The UK government has been urged to “show more urgency” in getting around to banning Iran’s Islamic Revolutionary Guard Corps (IRGC) as an MP branded the regime in Tehran “clerical fascists” who “would probably have been on the same side as the Nazis.”

Earlier this year ministers had said they were reviewing the possible proscription of the IRGC as a terrorist organisation, over claims the group were responsible for a series of incidents an attack on the tanker MV Mercer Street in July 2021, in which a British citizen died.

New Prime Minister Liz Truss and her defeated leadership challenger Rishi Sunak both hinted at pushing for the ban, after being quizzed on the issue at hustings.

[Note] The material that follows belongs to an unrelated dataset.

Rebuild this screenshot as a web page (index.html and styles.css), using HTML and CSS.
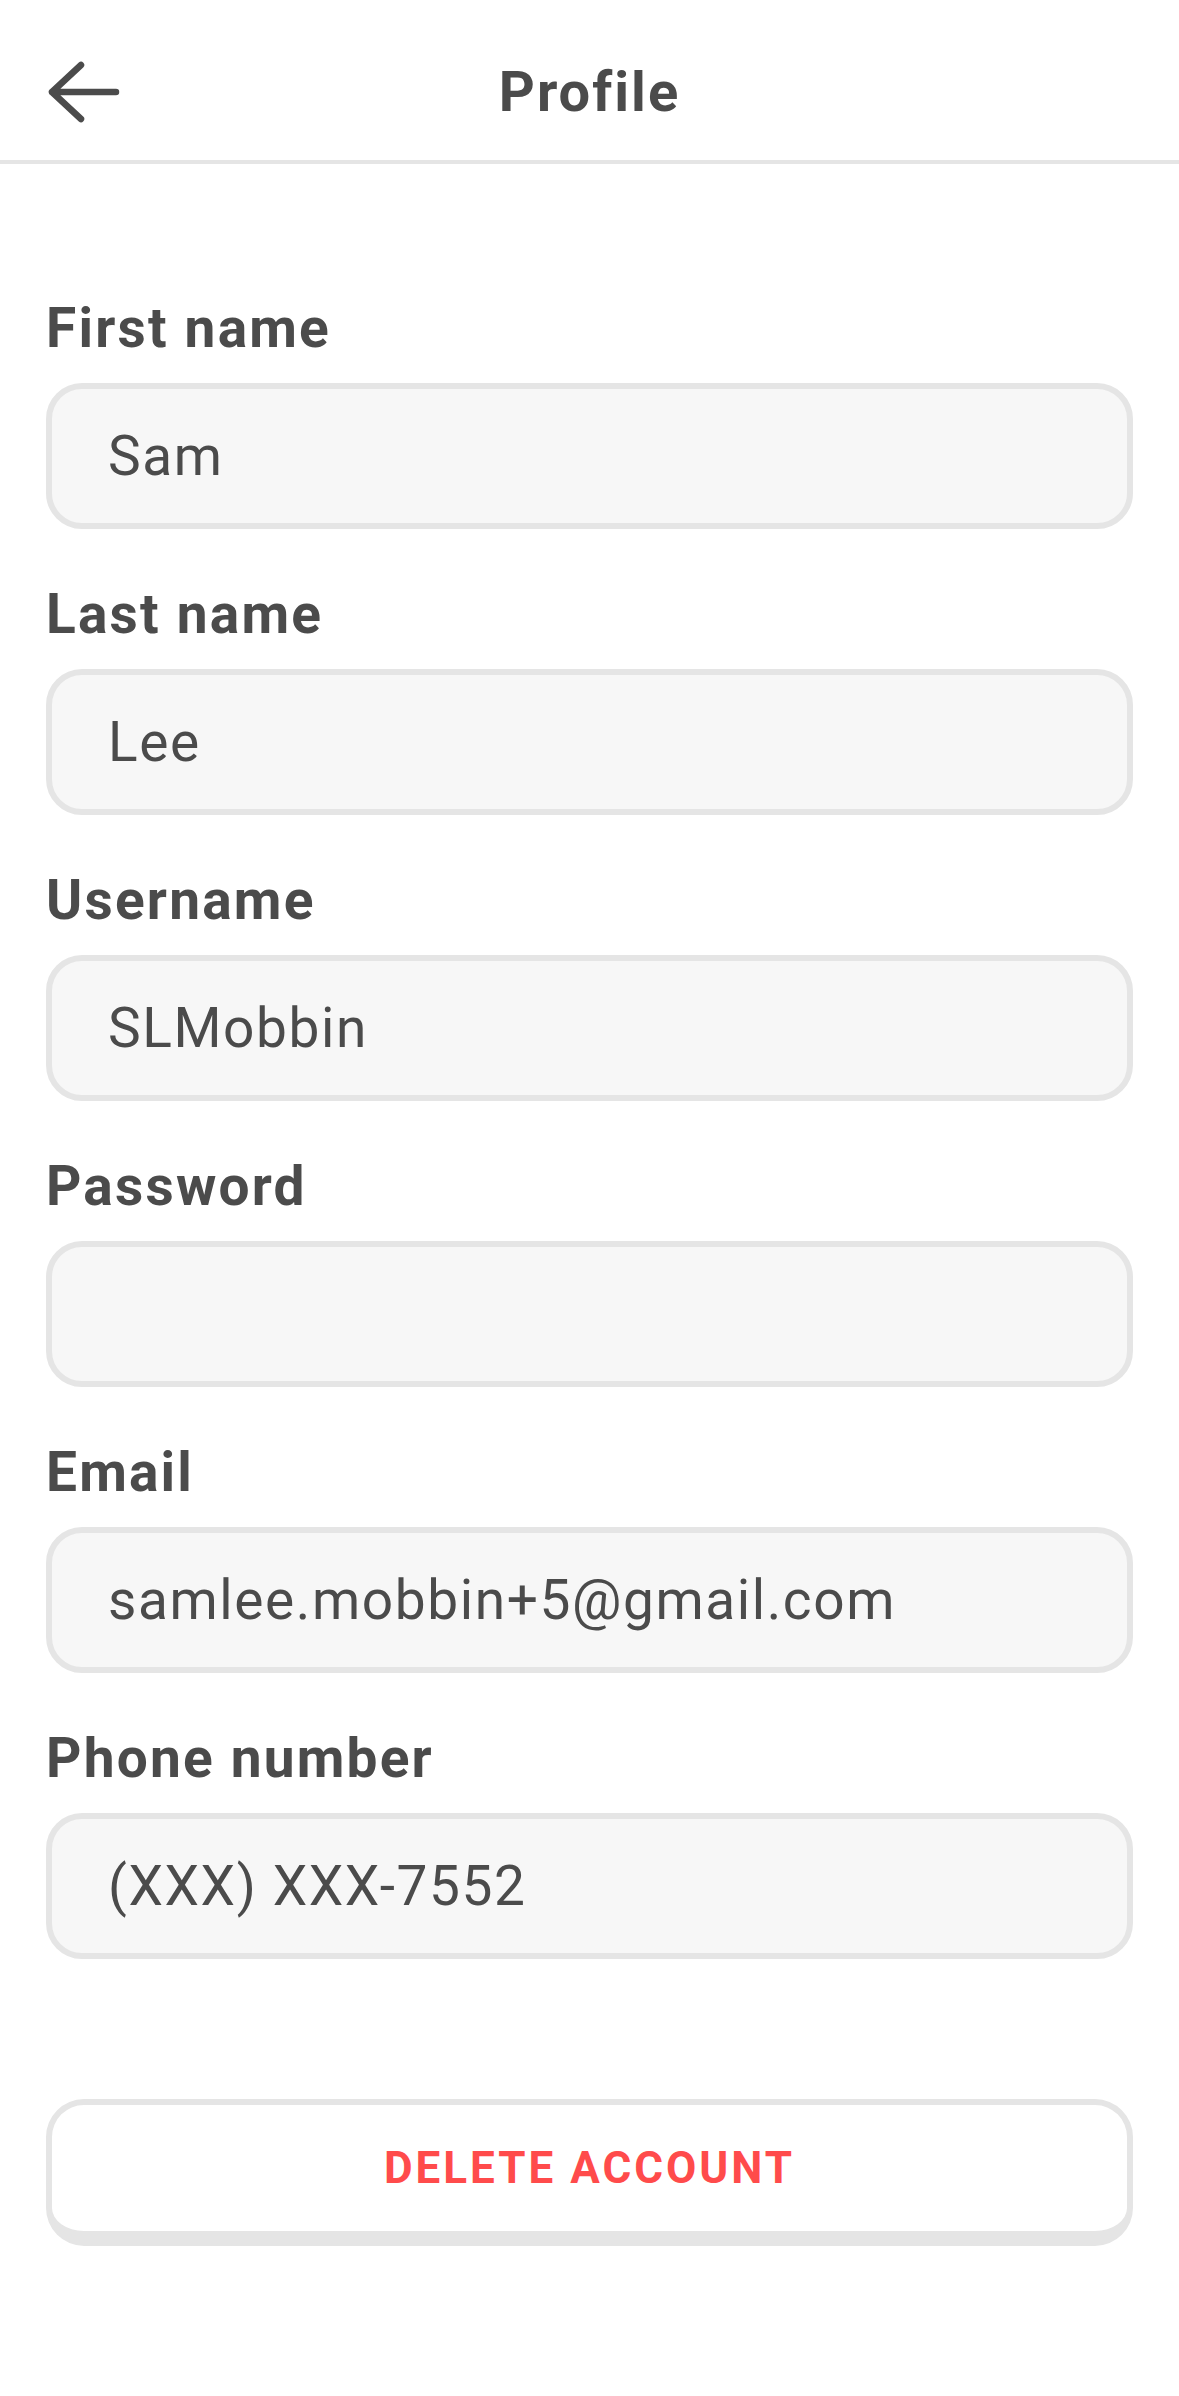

At Foreign Commonwealth and Development Office Questions in the House of Commons in Tuesday Minister of State Amanda Milling was pressed on the need for a ban on the IRCG by Labour MP John Spellar.

Labour Friends of Israel vice-chair Spellar suggested an early ban on Hezbollah by the government had met with “considerable Whitehall resistance” before MPs and called for action with “pressure form this House.”

He then said the IRCP were “at the heart of destabilising proxy wars across the Middle East” before adding the government needed to “show more urgency in joining our allies in the United States in proscribing the IRCG.”

Responding, Milling said: “The UK retains a range of sanctions that work to constrain the destabilising activity of the IRCG.”

The minister added the list of proscribed organisations “is kept under constant review.”

But her answer prompted a further response from Labour MP John Cryer who said: “Why can’t we just get on with it and ban the Revolutionary Guard?”

Cryer also said of the Tehran regime “we are talking about clerical fascists who would probably have been on the same side as the Nazis if they had been around 80 years ago.”

Conservative MP Stephen Crabb then spoke of the “continuous thread” that links Iran’s “sponsorship of terror with its ballistics programme and its marching towards a nuclear weapon capability.”

Crabb, parliamentary chair of the Conservative Friends of Israel group, argued that “any revised nuclear deal with Iran should be accompanied by very strong measures to discourage it from being the world’s largest sponsor of terrorism.”

Milling said there were “real concerns” about Iran causes in the region, and said that while there is an offer on the table to Tehran “time is running out and there will not be a better one.”

She said if a deal was not struck soon “the JCPOA will collapse.”

Earlier Milling had jokingly apologised from the absence of former Foreign Secretary Liz Truss from the sitting in the Commons, saying she was “otherwise engaged.”